Forced disarmament is a relatively harmless response to these public pressures. Victors are bound to try to make the most of their achievements. Even if democratic statesmen acknowledged privately that their country’s military success was ephemeral, they would have to meet public demands to compensate for the losses incurred. Relatives of those who have made the ultimate sacrifice will quite reasonably be infuriated by any suggestion that they achieved only a temporary gain. In victorious democracies forced disarmament can be seen as a channel for public feelings which might otherwise find outlets in demands for revenge—much more extensive war crime trials, purges of those who supported the enemy government, and massive reparations. If the public can be convinced that at least hostile armies have been rendered harmless for the foreseeable future, their anger and frustration may be assuaged. Otherwise their wrath may be turned on helpless enemy people or on their own leaders. Forced disarmament may embitter the vanquished, but some of the alternatives would give far more reason for their hatred and resentment.
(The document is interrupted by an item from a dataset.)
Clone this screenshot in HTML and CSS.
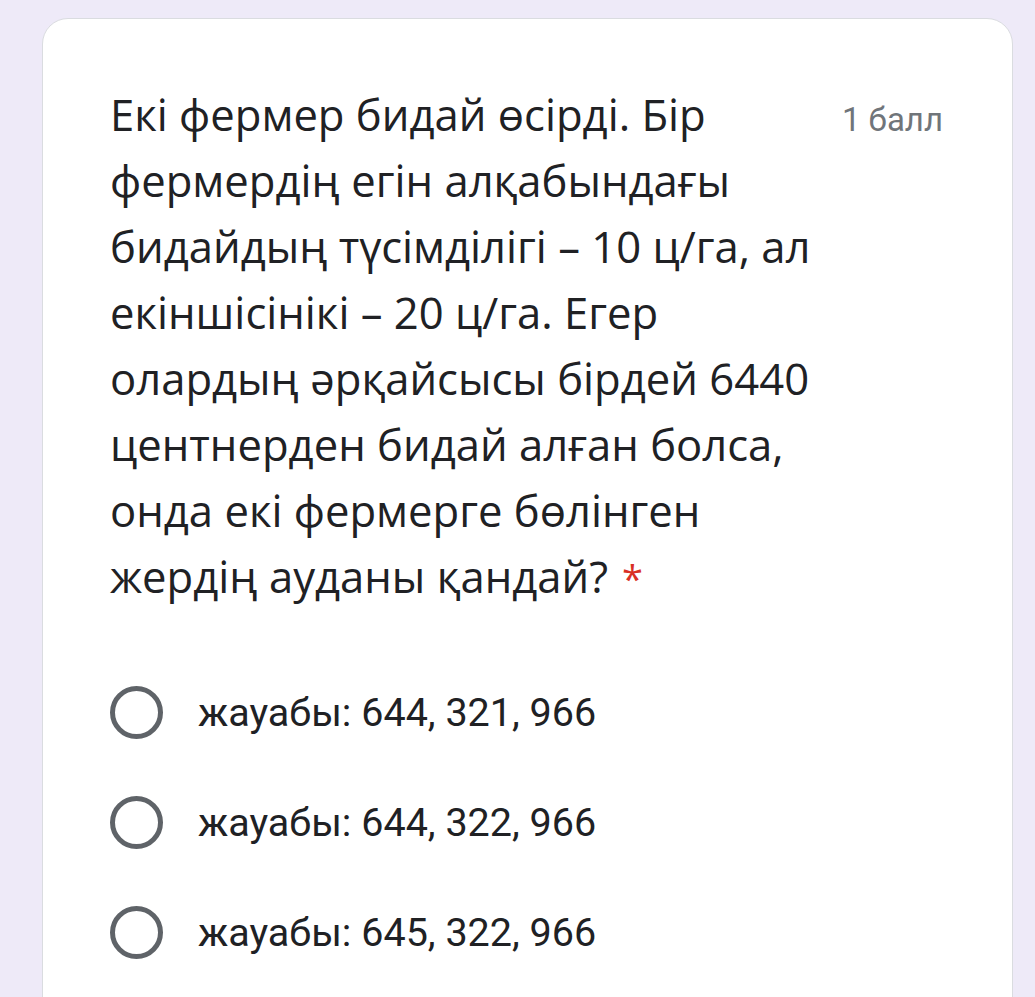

In this respect, forced disarmament fulfils the same role as the ritual signs of defeat performed by animals of the same species once one has overcome another. Such rituals were described by Konrad Lorenz in his study of aggression. The defeated wolf turns his head away from the victor, exposing the unprotected side of his neck; the stag bares his flank and the jackdaw the vulnerable base of the skull.2 Among humans, forced disarmament ‘buys time’ (p.223) while the victors’ aggressive instincts subside and while they begin to sympathize with the state to which defeat has reduced the enemy peoples.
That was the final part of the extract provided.